Separate chapters in the Economic Survey 2025-26 on building institutional capacity, tapping artificial intelligence, and developing competitive cities emphasize the importance of these elements for achieving long-term development goals.
Global Economic Scenarios
The Economic Survey 2025-26 presents three scenarios for the global economic environment, none particularly optimistic. Scenario I, the best-case assumption with 40-45% probability, describes “business as in 2025” becoming “increasingly less secure and more fragile” due to episodic financial stress, trade frictions, and geopolitical tensions.
Scenario II, also with 40-45% probability, envisions “disorderly multipolar breakdown” where policy becomes more nationalized and countries face sharper trade-offs between autonomy, growth, and stability. The Economic Survey 2025-26 clearly anticipates potential follow-through on various tariff threats.
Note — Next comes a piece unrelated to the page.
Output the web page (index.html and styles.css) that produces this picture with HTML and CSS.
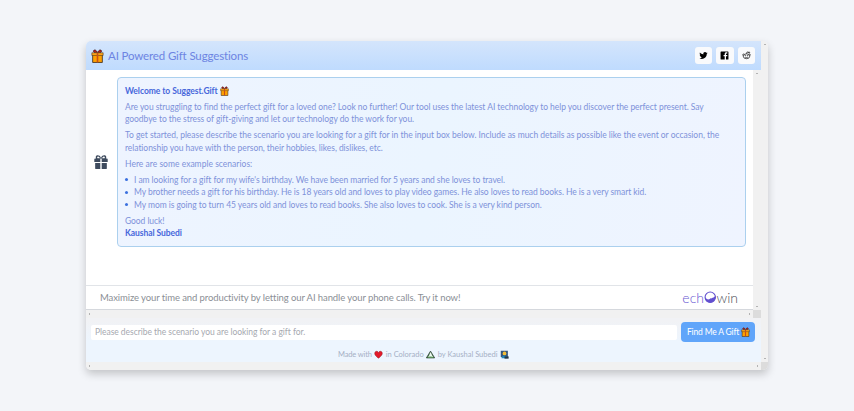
FILE: index.html
```
<!DOCTYPE html>
<html lang="en">
<head>
<meta charset="utf-8">
<title>AI Powered Gift Suggestions</title>
<link rel="stylesheet" href="styles.css">
</head>
<body>
<svg class="defs" width="0" height="0" aria-hidden="true">
  <symbol id="present" viewBox="0 0 24 26">
    <path d="M11 7C4 8 3 3 6 2c3-1 5 3 6 5 1-2 3-6 6-5 3 1 2 6-5 5" fill="#b71c1c" stroke="#402020" stroke-width="1.5"/>
    <path d="M3 9h18v16H3z" fill="#ffa000" stroke="#3b2a20" stroke-width="1.5"/>
    <path d="M1.500 7h21v5h-21z" fill="#ffa719" stroke="#3b2a20" stroke-width="1"/>
    <path d="M10.500 7h3v18h-3z" fill="#c65018"/>
  </symbol>
</svg>
<main class="app">
  <div class="content">
    <header class="header">
      <svg class="logo"><use href="#present"/></svg>
      <h1>AI Powered Gift Suggestions</h1>
      <nav class="social">
        <a><svg viewBox="0 0 24 24"><path d="M23 5.500c-.8.400-1.700.6-2.600.7.900-.6 1.600-1.400 2-2.500-.9.500-1.800.9-2.900 1.100A4.500 4.500 0 0 0 11.700 9C8 8.800 4.700 7 2.500 4.300c-1.200 2-.6 4.700 1.400 6-.7 0-1.400-.2-2-.6 0 2.200 1.500 4.100 3.600 4.500-.7.200-1.400.2-2 .1.600 1.800 2.200 3.100 4.200 3.100A9.100 9.100 0 0 1 1 19.300c8.600 5.100 20-.4 19.700-11.500.9-.6 1.700-1.400 2.300-2.300z"/></svg></a>
        <a><svg viewBox="0 0 24 24"><path d="M3 1.500h18c1 0 1.500.5 1.500 1.500v18c0 1-.5 1.500-1.500 1.500h-5V14h3l.5-3.500H16v-2c0-1 .5-1.800 2-1.800h1.600V3.500C14.800 2.700 12.500 4.500 12.500 8v2.500h-3V14h3v8.500H3c-1 0-1.500-.5-1.500-1.500V3c0-1 .5-1.500 1.500-1.500z"/></svg></a>
        <a><svg viewBox="0 0 24 24" fill="none" stroke="#222" stroke-width="2"><ellipse cx="12" cy="14" rx="8.500" ry="6.500"/><path d="M12 7.500 13.500 2.500l5 1.300M3.500 13C-.5 11 3 6.500 6 9M20.500 13c4-2 .5-6.500-2.500-4M8.500 16.500c2 1.500 5 1.500 7 0"/><circle cx="19" cy="4" r="1.400"/><circle cx="9" cy="12.500" r=".8"/><circle cx="15" cy="12.500" r=".8"/></svg></a>
      </nav>
    </header>
    <section class="pane">
      <div class="pane-main">
        <div class="chat">
          <svg class="avatar" viewBox="0 0 24 24"><path fill-rule="evenodd" d="M12 5C10-1 2.500-.5 3 4c0 1 .3 1.600.7 2H2Q.5 6 .5 7.500V12h10.300V6h2.400v6h10.300V7.500Q23.500 6 22 6h-1.700c.4-.4.700-1 .7-2 .5-4.500-7-5-9 1zM6 5.500C4.500 4 6 2 8 3c1 .5 1.700 1.500 2 2.500zm12 0C19.500 4 18 2 16 3c-1 .5-1.700 1.500-2 2.500zM2 13.500h8.800V24H3.500Q2 24 2 22.500zm11.200 0H22v9q0 1.500-1.500 1.500h-7.300z"/></svg>
          <article class="card">
            <p><b class="title">Welcome to Suggest.Gift</b> <svg class="mini"><use href="#present"/></svg></p>
            <p><span>Are you struggling to find the perfect gift for a loved one? Look no further! Our tool uses the latest AI technology to help you discover the perfect present. Say</span><br><span>goodbye to the stress of gift-giving and let our technology do the work for you.</span></p>
            <p><span class="loose">To get started, please describe the scenario you are looking for a gift for in the input box below. Include as much details as possible like the event or occasion, the</span><br><span>relationship you have with the person, their hobbies, likes, dislikes, etc.</span></p>
            <p><span class="wide">Here are some example scenarios:</span></p>
            <ul>
              <li><span class="tight">I am looking for a gift for my wife's birthday. We have been married for 5 years and she loves to travel.</span></li>
              <li><span class="snug">My brother needs a gift for his birthday. He is 18 years old and loves to play video games. He also loves to read books. He is a very smart kid.</span></li>
              <li><span>My mom is going to turn 45 years old and loves to read books. She also loves to cook. She is a very kind person.</span></li>
            </ul>
            <p><span class="tight">Good luck!</span><br><b>Kaushal Subedi</b></p>
          </article>
        </div>
        <div class="promo">
          <span class="promo-text">Maximize your time and productivity by letting our AI handle your phone calls. Try it now!</span>
          <span class="brand"><span>ech</span><svg viewBox="0 0 24 24"><circle cx="12" cy="12" r="10" fill="#fff" stroke="#6250cf" stroke-width="2"/><path d="M2 11c2 4 5 6 8 5 2-3 7-1 12-7 1 8-4 13-10 13S1 18 2 11z" fill="#6250cf"/></svg><span class="win">win</span></span>
        </div>
      </div>
      <i class="track v"></i><i class="track h"></i><i class="corner"></i>
    </section>
    <form class="ask">
      <div class="field"><span>Please describe the scenario you are looking for a gift for.</span></div>
      <button type="button"><span>Find Me A Gift</span><svg class="mini"><use href="#present"/></svg></button>
    </form>
    <footer>
      <span class="made">Made with</span>
      <svg viewBox="0 0 24 24"><path d="M12 22C3 15 1 11 2 7c2-5 8-5 10 0 2-5 8-5 10 0 1 4-1 8-10 15z" fill="#e21b2c" stroke="#7c1d25"/></svg>
      <span>in Colorado</span>
      <svg viewBox="0 0 24 24"><path d="M12 3 23 21H1z" fill="#4b7a45" stroke="#273b34" stroke-width="2"/><path d="m12 5 5 11 3 3H5l3-4z" fill="#eef7f4"/><path d="M3 20c5-4 13-4 18 0z" fill="#4f9a4a"/></svg>
      <span>by Kaushal Subedi</span>
      <svg viewBox="0 0 24 24"><path d="M2 2h19v17H2z" fill="#35567d"/><circle cx="12" cy="9" r="5" fill="#f4bd36"/><path d="M4 22c0-10 16-10 16 0z" fill="#2489bd"/><path d="M12 17h11v6H12z" fill="#263645"/></svg>
    </footer>
  </div>
  <i class="track v"></i><i class="track h"></i><i class="corner"></i>
</main>
</body>
</html>
```
FILE: styles.css
```
* { box-sizing: border-box; }
body { margin: 0; height: 411px; padding: 41px 0 0 86px; background: #f3f5f9; font-family: Lato, sans-serif; font-size: 8.5px; }
.defs { display: block; position: absolute; }
h1, p, ul { margin: 0; padding: 0; }
span, b, h1 { white-space: nowrap; }
.app { display: grid; grid-template-columns: 675px 7px; grid-template-rows: 321px 8px; width: 682px; height: 329px; border-radius: 5px; overflow: hidden; box-shadow: 0 4px 9px #0003; }
.content { grid-area: 1 / 1; display: flex; flex-direction: column; background: linear-gradient(#f1f2f5 280px, #edf5fe 300px); }
.header { height: 29px; flex: none; display: flex; align-items: center; padding: 0 6px 0 5px; background: linear-gradient(#d4e5fc, #bfdbfe); }
.logo { width: 13px; height: 14px; }
h1 { margin-left: 4px; font-size: 11.5px; font-weight: 400; letter-spacing: -.14px; color: #6d84e2; }
.social { display: flex; gap: 4px; margin-left: auto; }
.social a { width: 17.500px; height: 17px; border-radius: 3px; background: #f9fafc; display: grid; place-items: center; }
.social svg { width: 9px; height: 9px; }
.pane { height: 248px; flex: none; display: grid; grid-template-columns: 667px 8px; grid-template-rows: 240px 8px; }
.pane-main { display: flex; flex-direction: column; background: #fff; }
.chat { height: 215px; display: flex; padding: 7px 7px 0 8px; }
.avatar { width: 14px; height: 14px; margin: 78px 9px 0 0; fill: #3e4b5e; }
.card { width: 629px; height: 170px; border: 1px solid #abd0ee; border-radius: 4px; background: linear-gradient(100deg, #eef4ff, #ebf5ff 50%, #eff4ff); padding: 7px; line-height: 12.450px; letter-spacing: -.052px; color: #7e92da; }
.card p { margin-bottom: 3.500px; }
.card b { color: #4767db; font-weight: 700; }
.card .title { letter-spacing: -.05px; }
.card .tight { letter-spacing: -.07px; }
.card .snug { letter-spacing: -.061px; }
.card .loose { letter-spacing: -.019px; }
.card .wide { letter-spacing: .02px; }
.mini { width: 9px; height: 10px; vertical-align: -1.500px; flex: none; }
ul { list-style: none; }
.card ul { margin-bottom: 3.500px; }
li { display: flex; align-items: center; }
li::before { content: ""; width: 3px; height: 3px; border-radius: 50%; background: #3b70df; margin: 0 6px 0 0; }
.promo { height: 25px; border-top: 1px solid #e1e4e8; border-bottom: 1px solid #d5d8dd; display: flex; align-items: center; justify-content: space-between; padding: 0 15px 0 14px; font-size: 9.500px; color: #8b8f96; }
.promo-text { letter-spacing: -.098px; }
.brand { display: flex; align-items: center; font-size: 14px; color: #6757d2; }
.brand span { font-weight: 300; }
.brand svg { width: 12.500px; height: 12.500px; }
.brand .win { color: #4c4f58; }
.track { background: #f1f1f1; position: relative; }
.track.v { grid-area: 1 / 2; }
.track.h { grid-area: 2 / 1; }
.corner { grid-area: 2 / 2; background: #dcdcdc; }
.track::before, .track::after { content: ""; position: absolute; border: 1.500px solid transparent; }
.v::before { border-bottom-color: #777; top: 2px; left: 2.500px; }
.v::after { border-top-color: #777; bottom: 2px; left: 2.500px; }
.h::before { border-right-color: #777; left: 2px; top: 2.500px; }
.h::after { border-left-color: #777; right: 2px; top: 2.500px; }
.ask { display: flex; align-items: center; gap: 4px; padding: 4px 6px 0 5px; }
.field { width: 586px; height: 15px; border-radius: 2px; background: #fff; color: #a6a9b0; display: flex; align-items: center; padding-left: 4px; letter-spacing: -.04px; }
button { width: 74px; height: 20px; border: 0; border-radius: 4px; background: #60a5fa; color: #fff; font: 8.500px Lato, sans-serif; letter-spacing: -.17px; display: flex; align-items: center; justify-content: space-between; padding: 0 5px 0 6px; }
footer { display: flex; flex: 1; padding-top: 5px; align-items: center; justify-content: center; gap: 2.500px; font-size: 7.500px; color: #a5b0c5; }
footer svg { width: 9px; height: 9px; }
.made { letter-spacing: -.15px; }
```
The worst-case Scenario III, with 10-20% probability, involves systemic shock cascades where financial, technological, and geopolitical stresses amplify one another. The Economic Survey 2025-26 warns that macroeconomic consequences could exceed those of the 2008 global financial crisis.
Path Forward
The Economic Survey 2025-26 concludes with a philosophical appeal, evoking ancient wisdom: “Against today’s global churn, India must choose to build resilience, innovate relentlessly, and stay the course toward Viksit Bharat, rather than seek quick fixes to visible, short-term pressures.”
Juxtaposed with Prime Minister Narendra Modi’s comments about India being on the “reforms express,” the Economic Survey 2025-26 suggests that the upcoming Union Budget may feature radical reforms necessary for achieving developed nation status by 2047. All attention now turns to how this comprehensive philosophy will translate into concrete budgetary action.